TJ: I wish that I knew the importance of having a regular mammogram, as early detection offers better treatment options and a better quality of life. I ignored the warning signs of the lump underneath my right arm when I discovered it in September 2006 and didn’t seek medical attention until March 2007. By then, I was experiencing a late stage of breast cancer that forever changed my life.

MK: How has this experience awakened you to yourself and your purpose?

TJ: I know now that having regular checkups and mammograms are key to a healthy lifestyle.

MK: Tell me about your advocacy work.

TJ: As a veteran Ambassador for the American Cancer Society Cancer Action Network, I lobby Congress for funding for NIH and to help ensure that cancer remains a national priority. My advocacy work also includes lobbying the D.C. City Council on increasing the tobacco tax and smoking cessation programs, among other things. In addition, my advocacy work includes writing letters to the editors and testifying or doing speaking engagements on a local, national and global level, including places such as the U.S. Congress, The White House, the World Bank Group and the DC City Council, among others. I give speeches on awareness and every stage of the cancer continuum. As founder and board chair of the Thelma D. Jones Breast Cancer Fund, I facilitate a monthly breast cancer support group which provides a safe space for breast cancer survivors and caretakers – men and women – to share their stories, find hope and encouragement, resources, and give voices to those who are struggling with their diagnosis.

MK: If there was one thing you could change about breast cancer and how people view it, what would that be?

TJ: It would be leveling the playing field so that African American women received the same quality of care as White women, so that our mortality rates become lower.

MK: Why is it so important to you to support other women with breast cancer?

TJ: Under normal circumstances, women go through a lot; and breast cancer compounds the situation of our daily lives. Supporting other women is paying forward and cementing part of my legacy in giving my time in helping others to either live a better life or reach their full potential.

MK: What would you tell a newly diagnosed young woman?
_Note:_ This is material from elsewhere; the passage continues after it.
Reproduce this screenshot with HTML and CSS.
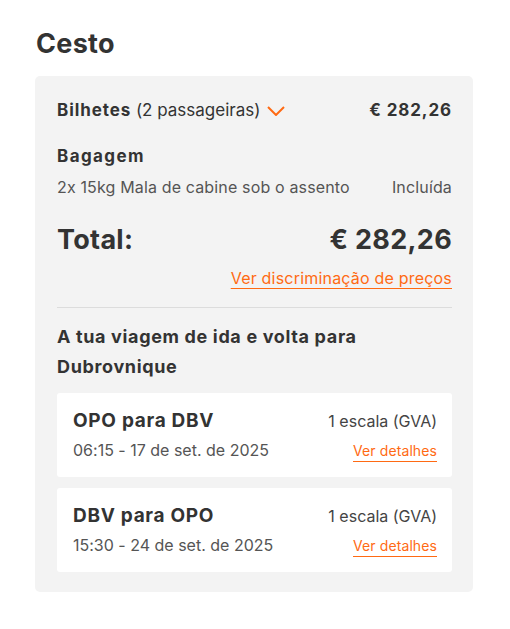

TJ: That breast cancer is a complex disease which can be frightening and confusing, and it’s normal to experience these emotions, and having a good support system is important. Be an active participant in your treatment, follow your doctor’s instructions and ask questions. Also, I would tell her that there have been many advances in breast cancer and women are now living much longer.

MK: Has cancer changed how you see adversity?

TJ: Yes, because there is so much inequality in the treatment of the disease and it shouldn’t have to be that you live or die depending on where you live. I’m also still learning not to sweat the small things and to live each day to the fullest.

MK: What one word defines you?

TJ: “Altruistic”, as this is a major part of my family legacy and who I am. My parents were extremely altruistic as sharecropper farmers in rural Snow Hill, NC. They set an example for my seven siblings and I that will forever remain with me.

Recognized for her outstanding civic efforts and breast cancer advocacy, Jones has been featured in print, radio, TV, social media and websites. Jones is the recipient of a 2017 DC City Council Resolution on the Occasion of her 65th Birthday and the 5th Anniversary of the Founding of the Thelma D. Jones Breast Cancer Fund. She received the 2016 State Lead Ambassador of the Year Award for the American Cancer Society Cancer Action Network, the 2010 Mayor’s Award for Community Service in the Category of Lifetime Achievement and the White House Champion of Change Award.